Lesson 4.5: Order of Operations

New Concept

To avoid confusion in math, we use a specific sequence called the order of operations. This ensures that expressions with multiple steps, like $5 + 2 \cdot 4$, always have one correct answer, no matter who solves them.

What’s next

Now, let's explore these rules one by one. You'll tackle interactive examples and practice problems to master simplifying any expression.

Property

First, perform all multiplications and divisions in order from left to right.

Next, perform all additions and subtractions in order from left to right.

Examples

• To simplify $20 + 4(10) - 15$, first multiply $4(10)$ to get $40$. The expression becomes $20 + 40 - 15$. Then, add and subtract from left to right: $60 - 15 = 45$.

Property

Perform any operations inside parentheses first. Parentheses are used as a grouping symbol to override the standard order of operations when needed.

Examples

• To simplify $25 - 5(8 - 3)$, first perform the subtraction inside the parentheses: $25 - 5(5)$. Then multiply: $25 - 25 = 0$.
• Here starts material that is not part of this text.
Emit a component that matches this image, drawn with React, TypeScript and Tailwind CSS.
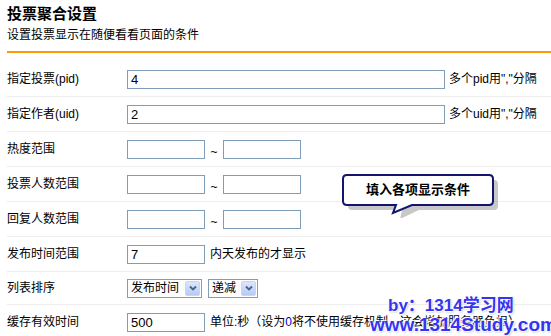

• In $36 \div (10 - 4) \cdot 2$, simplify inside the parentheses first: $36 \div 6 \cdot 2$. Then divide and multiply from left to right: $6 \cdot 2 = 12$.

Property

A fraction bar is another kind of grouping symbol. Simplify any expressions above or below a fraction bar before dividing the bottom into the top.

Examples

• To simplify $\frac{20 + 10}{9 - 6}$, first simplify the numerator to $30$ and the denominator to $3$. The expression becomes $\frac{30}{3}$, which equals $10$.

• In $20 - \frac{30}{3(5)}$, first simplify the denominator: $20 - \frac{30}{15}$. Now perform the division: $20 - 2$. Finally, subtract to get $18$.

Property

1. First, perform all operations inside parentheses, or above or below a fraction bar, or inside a radical.
2. Next, compute all powers and roots.
3. Perform all multiplications and divisions in order from left to right.
4. Finally, perform all additions and subtractions in order from left to right.

Examples

• To simplify $10 + 2\sqrt{25}$, first evaluate the root: $10 + 2(5)$. Then multiply: $10 + 10$. Finally, add to get $20$.

• In $\frac{10 + \sqrt{100}}{8 - \sqrt{9}}$, first evaluate the roots: $\frac{10+10}{8-3}$. Then simplify the numerator and denominator: $\frac{20}{5}$. The final answer is $4$.